■ **Written task**:
All of the material below is to be restated word for word, apart from the pictures.

■ **Provided data**:
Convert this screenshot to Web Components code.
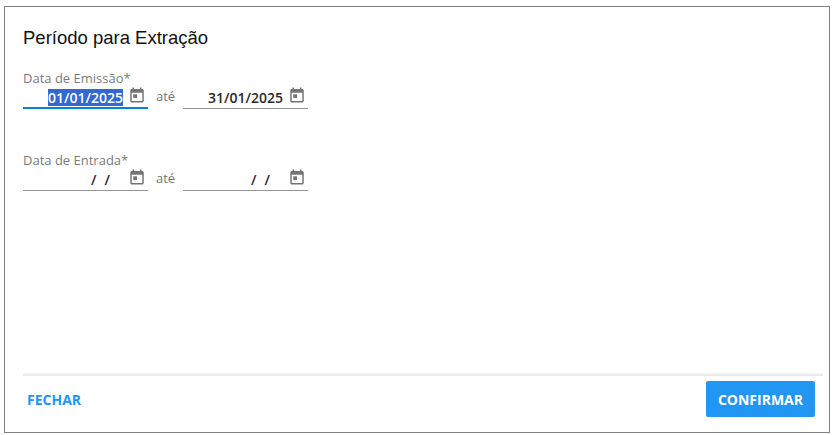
<!DOCTYPE html>
<html lang="pt-BR">
<head>
<meta charset="utf-8">
<title>Período para Extração</title>
<style>
    html, body { margin: 0; height: 100%; background: #fff; }
    body { padding: 6px 3px 2px 4px; box-sizing: border-box; font-family: "Open Sans", sans-serif; }
</style>
</head>
<body>
<extraction-dialog>
    <span slot="title">Período para Extração</span>
    <date-range label="Data de Emissão*">
        <date-field slot="from" value="01/01/2025" focused></date-field>
        <date-field slot="to" value="31/01/2025"></date-field>
    </date-range>
    <date-range label="Data de Entrada*">
        <date-field slot="from" value="/ /" empty></date-field>
        <date-field slot="to" value="/ /" empty></date-field>
    </date-range>
    <dialog-button slot="left">FECHAR</dialog-button>
    <dialog-button slot="right" primary>CONFIRMAR</dialog-button>
</extraction-dialog>

<script>
/* || Dialog frame */
const ExtractionDialogTemplate = document.createElement("template");
ExtractionDialogTemplate.innerHTML = `
    <style>
        :host {
            display: flex;
            flex-direction: column;
            height: 100%;
            box-sizing: border-box;
            border: 1px solid #808080;
            background: #fff;
        }
        #title {
            font: 18.5px/22px "Liberation Sans", sans-serif;
            color: #111;
            padding: 20px 18px 0 18px;
        }
        #content {
            flex-grow: 1;
            display: flex;
            flex-direction: column;
            gap: 43px;
            padding: 21px 18px 0 18px;
        }
        #rule {
            height: 3px;
            margin: 0 6px 0 18px;
            background: linear-gradient(#f7f7f7, #e6e6e6);
        }
        #footer {
            display: flex;
            justify-content: space-between;
            align-items: center;
            margin: 0 14px 0 18px;
            padding: 5px 0 15px 0;
        }
    </style>
    <div id=title><slot name=title></slot></div>
    <div id=content><slot></slot></div>
    <div id=rule></div>
    <div id=footer>
        <slot name=left></slot>
        <slot name=right></slot>
    </div>
`;

class ExtractionDialog extends HTMLElement {
    constructor() {
        super();
        this.attachShadow( {mode: 'open'} );
        this.shadowRoot.appendChild(ExtractionDialogTemplate.content.cloneNode(true));
    }
}

customElements.define("extraction-dialog", ExtractionDialog);


/* || Label with two dates */
const DateRangeTemplate = document.createElement("template");
DateRangeTemplate.innerHTML = `
    <style>
        :host {
            display: block;
            font-family: "Open Sans", sans-serif;
        }
        #label {
            font-size: 13px;
            line-height: 16px;
            color: #7b7b7b;
            height: 14px;
        }
        #row {
            display: flex;
            align-items: flex-start;
        }
        #sep {
            width: 35px;
            padding-left: 8px;
            box-sizing: border-box;
            font-size: 13px;
            line-height: 18px;
            padding-top: 3px;
            color: #757575;
        }
    </style>
    <div id=label></div>
    <div id=row>
        <slot name=from></slot>
        <span id=sep>até</span>
        <slot name=to></slot>
    </div>
`;

class DateRange extends HTMLElement {
    constructor() {
        super();
        this.attachShadow( {mode: 'open'} );
        this.shadowRoot.appendChild(DateRangeTemplate.content.cloneNode(true));
        this.shadowRoot.querySelector("#label").textContent = this.getAttribute("label");
    }
}

customElements.define("date-range", DateRange);


/* || Single date input */
const DateFieldTemplate = document.createElement("template");
DateFieldTemplate.innerHTML = `
    <style>
        :host {
            display: flex;
            align-items: flex-start;
            justify-content: flex-end;
            width: 125px;
            height: 25px;
            box-sizing: border-box;
            border-bottom: 1px solid #949494;
            font-family: "Open Sans", sans-serif;
        }
        :host([focused]) {
            border-bottom: 2px solid #0a84d0;
        }
        #value {
            font-size: 14px;
            font-weight: 600;
            line-height: 17px;
            margin-top: 5px;
            color: #2a2a2a;
            white-space: pre;
            word-spacing: 4.5px;
        }
        :host([focused]) #value {
            background: #3367d1;
            color: #fff;
        }
        :host([empty]) #value {
            padding-right: 13px;
        }
        svg {
            display: block;
            width: 18px;
            height: 18px;
            margin: 2px 2px 0 5px;
            fill: #757575;
        }
    </style>
    <span id=value></span>
    <svg viewBox="0 0 24 24" aria-hidden="true">
        <path d="M19 4h-1V2h-2v2H8V2H6v2H5c-1.1 0-2 .9-2 2v14c0 1.1.9 2 2 2h14c1.1 0 2-.9 2-2V6c0-1.1-.9-2-2-2zm0 16H5V9h14v11zM7 11h5v5H7z"/>
    </svg>
`;

class DateField extends HTMLElement {
    constructor() {
        super();
        this.attachShadow( {mode: 'open'} );
        this.shadowRoot.appendChild(DateFieldTemplate.content.cloneNode(true));
        this.shadowRoot.querySelector("#value").textContent = this.getAttribute("value");
    }
}

customElements.define("date-field", DateField);


/* || Footer buttons */
const DialogButtonTemplate = document.createElement("template");
DialogButtonTemplate.innerHTML = `
    <style>
        :host {
            display: block;
            box-sizing: border-box;
            height: 36px;
            padding: 0 4px;
            border-radius: 2px;
            font: 700 14px/38px "Open Sans", sans-serif;
            color: #2196f3;
        }
        :host([primary]) {
            padding: 0 12px;
            background: #2196f3;
            color: #fff;
        }
    </style>
    <slot></slot>
`;

class DialogButton extends HTMLElement {
    constructor() {
        super();
        this.attachShadow( {mode: 'open'} );
        this.shadowRoot.appendChild(DialogButtonTemplate.content.cloneNode(true));
    }
}

customElements.define("dialog-button", DialogButton);
</script>
</body>
</html>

■ **Task response**:
Convert this screenshot to Web Components code.
<!DOCTYPE html>
<html lang="pt-BR">
<head>
<meta charset="utf-8">
<title>Período para Extração</title>
<style>
    html, body { margin: 0; height: 100%; background: #fff; }
    body { padding: 6px 3px 2px 4px; box-sizing: border-box; font-family: "Open Sans", sans-serif; }
</style>
</head>
<body>
<extraction-dialog>
    <span slot="title">Período para Extração</span>
    <date-range label="Data de Emissão*">
        <date-field slot="from" value="01/01/2025" focused></date-field>
        <date-field slot="to" value="31/01/2025"></date-field>
    </date-range>
    <date-range label="Data de Entrada*">
        <date-field slot="from" value="/ /" empty></date-field>
        <date-field slot="to" value="/ /" empty></date-field>
    </date-range>
    <dialog-button slot="left">FECHAR</dialog-button>
    <dialog-button slot="right" primary>CONFIRMAR</dialog-button>
</extraction-dialog>

<script>
/* || Dialog frame */
const ExtractionDialogTemplate = document.createElement("template");
ExtractionDialogTemplate.innerHTML = `
    <style>
        :host {
            display: flex;
            flex-direction: column;
            height: 100%;
            box-sizing: border-box;
            border: 1px solid #808080;
            background: #fff;
        }
        #title {
            font: 18.5px/22px "Liberation Sans", sans-serif;
            color: #111;
            padding: 20px 18px 0 18px;
        }
        #content {
            flex-grow: 1;
            display: flex;
            flex-direction: column;
            gap: 43px;
            padding: 21px 18px 0 18px;
        }
        #rule {
            height: 3px;
            margin: 0 6px 0 18px;
            background: linear-gradient(#f7f7f7, #e6e6e6);
        }
        #footer {
            display: flex;
            justify-content: space-between;
            align-items: center;
            margin: 0 14px 0 18px;
            padding: 5px 0 15px 0;
        }
    </style>
    <div id=title><slot name=title></slot></div>
    <div id=content><slot></slot></div>
    <div id=rule></div>
    <div id=footer>
        <slot name=left></slot>
        <slot name=right></slot>
    </div>
`;

class ExtractionDialog extends HTMLElement {
    constructor() {
        super();
        this.attachShadow( {mode: 'open'} );
        this.shadowRoot.appendChild(ExtractionDialogTemplate.content.cloneNode(true));
    }
}

customElements.define("extraction-dialog", ExtractionDialog);


/* || Label with two dates */
const DateRangeTemplate = document.createElement("template");
DateRangeTemplate.innerHTML = `
    <style>
        :host {
            display: block;
            font-family: "Open Sans", sans-serif;
        }
        #label {
            font-size: 13px;
            line-height: 16px;
            color: #7b7b7b;
            height: 14px;
        }
        #row {
            display: flex;
            align-items: flex-start;
        }
        #sep {
            width: 35px;
            padding-left: 8px;
            box-sizing: border-box;
            font-size: 13px;
            line-height: 18px;
            padding-top: 3px;
            color: #757575;
        }
    </style>
    <div id=label></div>
    <div id=row>
        <slot name=from></slot>
        <span id=sep>até</span>
        <slot name=to></slot>
    </div>
`;

class DateRange extends HTMLElement {
    constructor() {
        super();
        this.attachShadow( {mode: 'open'} );
        this.shadowRoot.appendChild(DateRangeTemplate.content.cloneNode(true));
        this.shadowRoot.querySelector("#label").textContent = this.getAttribute("label");
    }
}

customElements.define("date-range", DateRange);


/* || Single date input */
const DateFieldTemplate = document.createElement("template");
DateFieldTemplate.innerHTML = `
    <style>
        :host {
            display: flex;
            align-items: flex-start;
            justify-content: flex-end;
            width: 125px;
            height: 25px;
            box-sizing: border-box;
            border-bottom: 1px solid #949494;
            font-family: "Open Sans", sans-serif;
        }
        :host([focused]) {
            border-bottom: 2px solid #0a84d0;
        }
        #value {
            font-size: 14px;
            font-weight: 600;
            line-height: 17px;
            margin-top: 5px;
            color: #2a2a2a;
            white-space: pre;
            word-spacing: 4.5px;
        }
        :host([focused]) #value {
            background: #3367d1;
            color: #fff;
        }
        :host([empty]) #value {
            padding-right: 13px;
        }
        svg {
            display: block;
            width: 18px;
            height: 18px;
            margin: 2px 2px 0 5px;
            fill: #757575;
        }
    </style>
    <span id=value></span>
    <svg viewBox="0 0 24 24" aria-hidden="true">
        <path d="M19 4h-1V2h-2v2H8V2H6v2H5c-1.1 0-2 .9-2 2v14c0 1.1.9 2 2 2h14c1.1 0 2-.9 2-2V6c0-1.1-.9-2-2-2zm0 16H5V9h14v11zM7 11h5v5H7z"/>
    </svg>
`;

class DateField extends HTMLElement {
    constructor() {
        super();
        this.attachShadow( {mode: 'open'} );
        this.shadowRoot.appendChild(DateFieldTemplate.content.cloneNode(true));
        this.shadowRoot.querySelector("#value").textContent = this.getAttribute("value");
    }
}

customElements.define("date-field", DateField);


/* || Footer buttons */
const DialogButtonTemplate = document.createElement("template");
DialogButtonTemplate.innerHTML = `
    <style>
        :host {
            display: block;
            box-sizing: border-box;
            height: 36px;
            padding: 0 4px;
            border-radius: 2px;
            font: 700 14px/38px "Open Sans", sans-serif;
            color: #2196f3;
        }
        :host([primary]) {
            padding: 0 12px;
            background: #2196f3;
            color: #fff;
        }
    </style>
    <slot></slot>
`;

class DialogButton extends HTMLElement {
    constructor() {
        super();
        this.attachShadow( {mode: 'open'} );
        this.shadowRoot.appendChild(DialogButtonTemplate.content.cloneNode(true));
    }
}

customElements.define("dialog-button", DialogButton);
</script>
</body>
</html>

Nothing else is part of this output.